当時、米空軍はすでにEWP(緊急戦争計画)と呼ばれる全面核戦争計画を用意していた。核による全世界規模の大量報
復戦略で、この中で三沢と入間(埼玉県)基地は出撃拠点の一つに位置付けられ、有事には沖縄の嘉手納基地から両基地へ
輸送機で運び込まれる核弾頭を搭載し、ソ連沿海州や中国東北部、北朝鮮などへ核攻撃を加えることになっていた。
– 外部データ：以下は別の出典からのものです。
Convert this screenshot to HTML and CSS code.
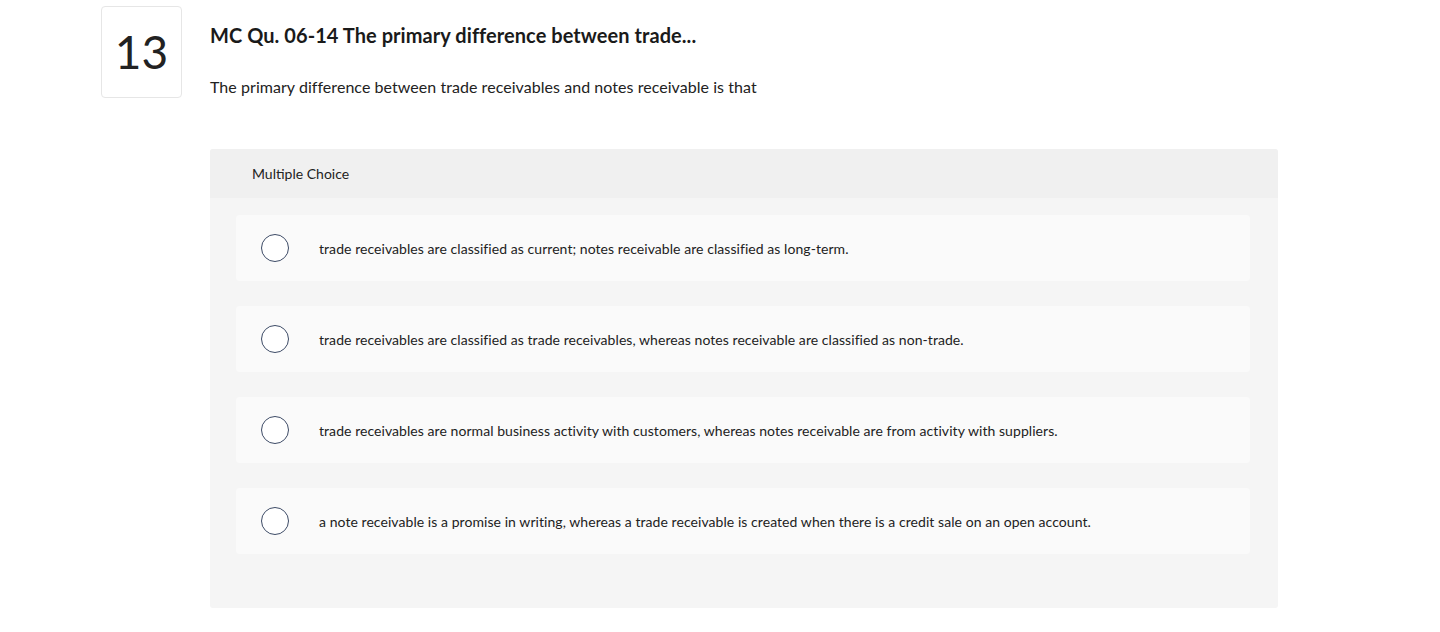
FILE: index.html
```html
<!DOCTYPE html>
<html lang="en">
<head>
    <meta charset="UTF-8">
    <title>MC Qu. 06-14</title>
    <link rel="stylesheet" href="styles.css">
</head>
<body>
<div id="question">
    <div class="number">13</div>
    <div class="content">
        <h2 class="title">MC Qu. 06-14 The primary difference between trade...</h2>
        <p class="prompt">The primary difference between trade receivables and notes receivable is that</p>
        <div class="choices">
            <div class="choices-head">Multiple Choice</div>
            <ul class="choices-list">
                <li>
                    <span class="radio"></span>
                    <span class="label">trade receivables are classified as current; notes receivable are classified as long-term.</span>
                </li>
                <li>
                    <span class="radio"></span>
                    <span class="label">trade receivables are classified as trade receivables, whereas notes receivable are classified as non-trade.</span>
                </li>
                <li>
                    <span class="radio"></span>
                    <span class="label">trade receivables are normal business activity with customers, whereas notes receivable are from activity with suppliers.</span>
                </li>
                <li>
                    <span class="radio"></span>
                    <span class="label">a note receivable is a promise in writing, whereas a trade receivable is created when there is a credit sale on an open account.</span>
                </li>
            </ul>
        </div>
    </div>
</div>
</body>
</html>
```

FILE: styles.css
```css
* {
    margin: 0;
    padding: 0;
    list-style: none;
    box-sizing: border-box;
}

body {
    font-family: Lato, "Open Sans", sans-serif;
    color: #1a1a1a;
    background: #fff;
}

#question {
    display: flex;
    gap: 28px;
    padding: 6px 0 0 101px;
}

.number {
    flex: none;
    width: 81px;
    height: 92px;
    border: 1px solid #e6e6e6;
    border-radius: 4px;
    display: flex;
    align-items: center;
    justify-content: center;
    font-size: 46px;
    font-weight: 400;
    color: #222;
    padding-bottom: 2px;
}

.content {
    width: 1068px;
}

.title {
    margin-top: 16px;
    font-size: 20px;
    line-height: 26px;
    font-weight: 700;
    letter-spacing: 0.06px;
    color: #1a1a1a;
}

.prompt {
    margin-top: 29px;
    font-size: 16px;
    line-height: 20px;
    letter-spacing: 0.05px;
    color: #222;
}

.choices {
    margin-top: 52px;
    background: #f5f5f5;
    border-radius: 3px;
    padding-bottom: 54px;
}

.choices-head {
    height: 49px;
    line-height: 50px;
    padding-left: 42px;
    background: #f0f0f0;
    border-radius: 3px 3px 0 0;
    font-size: 14px;
    color: #222;
}

.choices-list {
    padding: 17px 28px 0 26px;
    display: flex;
    flex-direction: column;
    gap: 25px;
}

.choices-list li {
    height: 66px;
    background: #fafafa;
    border-radius: 4px;
    display: flex;
    align-items: center;
    padding-left: 25px;
}

.radio {
    flex: none;
    width: 28px;
    height: 28px;
    border: 1.5px solid #3d4b66;
    border-radius: 50%;
    background: #fff;
}

.label {
    margin-left: 30px;
    font-size: 14px;
    letter-spacing: 0.06px;
    color: #222;
}
```
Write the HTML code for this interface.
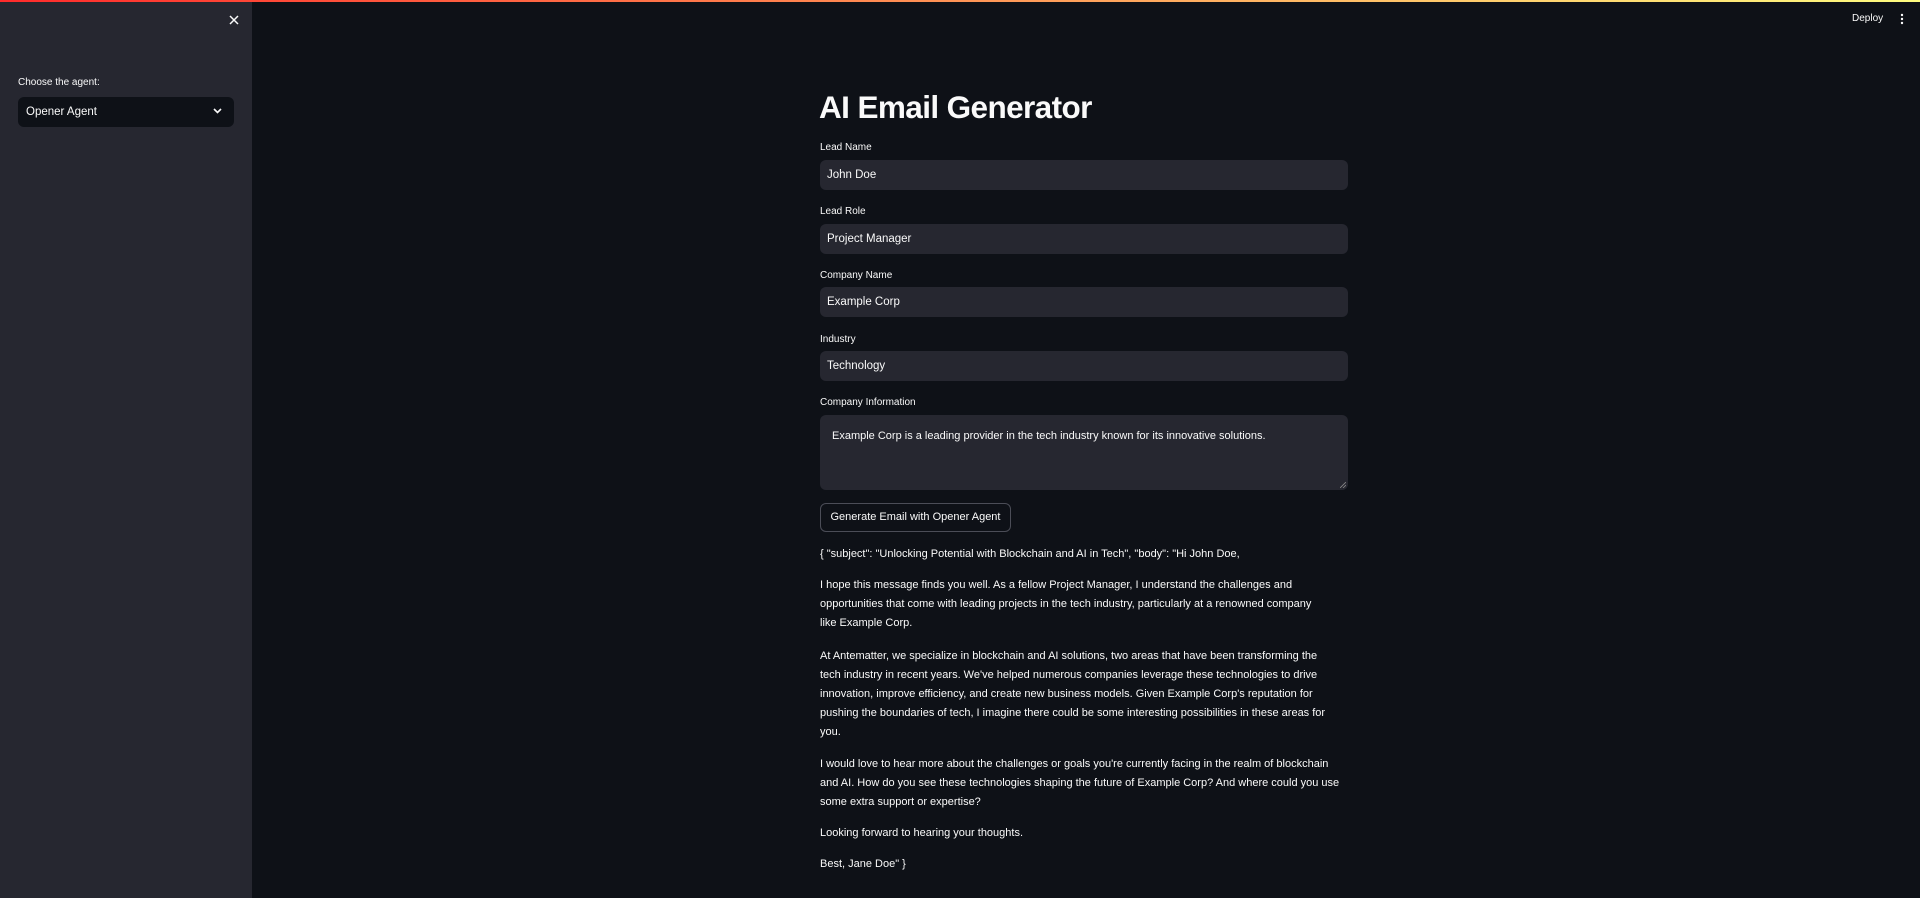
<!DOCTYPE html>
<html><head><meta charset="utf-8"><style>
*{margin:0;padding:0;box-sizing:border-box}
body{width:1920px;height:898px;background:#0e1117;font-family:"Liberation Sans",sans-serif;color:#fafafa;position:relative;overflow:hidden}
.bar{position:absolute;top:0;left:0;width:1920px;height:2px;background:linear-gradient(90deg,#ff2b2b,#fffd80)}
.side{position:absolute;top:2px;left:0;width:252px;height:896px;background:#262730}
.a{position:absolute;white-space:nowrap}
.lbl{font-size:10px;color:#fafafa}
.inp{position:absolute;left:820px;width:528px;height:30px;background:#262730;border-radius:6px;font-size:11.5px;padding:9px 7px;color:#fafafa}
.t{position:absolute;left:820px;font-size:11px;white-space:nowrap;color:#fafafa}
</style></head><body>
<div class="bar"></div>
<div class="side">
<svg class="a" style="left:229px;top:13px" width="10" height="10" viewBox="0 0 10 10"><path d="M1 1L9 9M9 1L1 9" stroke="#fafafa" stroke-width="1.5"/></svg>
<div class="a lbl" style="left:18px;top:75px">Choose the agent:</div>
<div class="a" style="left:18px;top:95px;width:216px;height:30px;background:#0e1117;border-radius:6px;font-size:11.5px;padding:9px 8px">Opener Agent</div>
<svg class="a" style="left:213px;top:106px" width="9" height="6" viewBox="0 0 9 6"><path d="M1 1L4.5 4.5L8 1" stroke="#fafafa" stroke-width="1.6" fill="none"/></svg>
</div>
<div class="a" style="left:1852px;top:13px;font-size:10px">Deploy</div>
<svg class="a" style="left:1900px;top:13px" width="4" height="12" viewBox="0 0 4 12"><circle cx="2" cy="2" r="1.2" fill="#fafafa"/><circle cx="2" cy="6" r="1.2" fill="#fafafa"/><circle cx="2" cy="10" r="1.2" fill="#fafafa"/></svg>

<div class="a" style="left:819px;top:89px;font-size:31.5px;font-weight:bold;letter-spacing:-0.6px">AI Email Generator</div>
<div class="a lbl" style="left:820px;top:142px">Lead Name</div>
<div class="inp" style="top:160px">John Doe</div>
<div class="a lbl" style="left:820px;top:206px">Lead Role</div>
<div class="inp" style="top:224px">Project Manager</div>
<div class="a lbl" style="left:820px;top:270px">Company Name</div>
<div class="inp" style="top:287px">Example Corp</div>
<div class="a lbl" style="left:820px;top:334px">Industry</div>
<div class="inp" style="top:351px">Technology</div>
<div class="a lbl" style="left:820px;top:397px">Company Information</div>
<div class="inp" style="top:415px;height:75px;padding:15px 12px;font-size:11px">Example Corp is a leading provider in the tech industry known for its innovative solutions.</div>
<svg class="a" style="left:1340px;top:482px" width="6" height="6" viewBox="0 0 6 6"><path d="M0 6L6 0M3 6L6 3" stroke="#888" stroke-width="0.8"/></svg>
<div class="a" style="left:820px;top:503px;width:191px;height:29px;border:1px solid #4b4d57;border-radius:6px;font-size:11px;text-align:center;line-height:27px">Generate Email with Opener Agent</div>

<div class="t" style="top:548px">{ "subject": "Unlocking Potential with Blockchain and AI in Tech", "body": "Hi John Doe,</div>
<div class="t" style="top:579px">I hope this message finds you well. As a fellow Project Manager, I understand the challenges and</div>
<div class="t" style="top:598px">opportunities that come with leading projects in the tech industry, particularly at a renowned company</div>
<div class="t" style="top:617px">like Example Corp.</div>
<div class="t" style="top:650px">At Antematter, we specialize in blockchain and AI solutions, two areas that have been transforming the</div>
<div class="t" style="top:669px">tech industry in recent years. We've helped numerous companies leverage these technologies to drive</div>
<div class="t" style="top:688px">innovation, improve efficiency, and create new business models. Given Example Corp's reputation for</div>
<div class="t" style="top:707px">pushing the boundaries of tech, I imagine there could be some interesting possibilities in these areas for</div>
<div class="t" style="top:726px">you.</div>
<div class="t" style="top:758px">I would love to hear more about the challenges or goals you're currently facing in the realm of blockchain</div>
<div class="t" style="top:777px">and AI. How do you see these technologies shaping the future of Example Corp? And where could you use</div>
<div class="t" style="top:796px">some extra support or expertise?</div>
<div class="t" style="top:827px">Looking forward to hearing your thoughts.</div>
<div class="t" style="top:858px">Best, Jane Doe" }</div>
</body></html>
しかし、EWPは米空軍全体での運用を想定した「大計画」のため小回りが利かず、使いづらい面があった。これに対し
て、実用性に富み、しかも先制攻撃を可能にしたのが、在日米空軍(第五空軍)レベルでのクイック・ストライクだった。
クイック・ストライク計画のコンセプトは、ソ連・中国などの共産圏諸国が侵攻の兆候を見せた場合、すかさず保有核兵
力の三分の一で先制攻撃を加え出はなをくじく−というもの。このため、出撃基地は核弾頭を備蓄・保管し、いつでも使え
る状態にある韓国と沖縄の基地に限定。核弾頭を輸送機で運ぶ必要があり、出撃まで時間のかかる三沢や入間など日本国内
の基地は除外した。
核出撃基地を日本国内に置かなかった背景には、日米安保条約の改定をめぐり、騒然としていた当時の日本の世論をこと
さら刺激したくない−との米国側の思惑もあったとみられる。
これまで、EWPについては研究者や本紙報道などで知られていたが、複数の核戦争計画の存在が明らかにされたのは初
めて。クイック・ストライク態勢はその後、数年間にわたって維持されたが、一九六〇年代前半に米三軍(空・海・陸)が
「合理的な全面核戦争の遂行」を目的に実用化したSIOP(単一統合作戦計画)へと吸収される。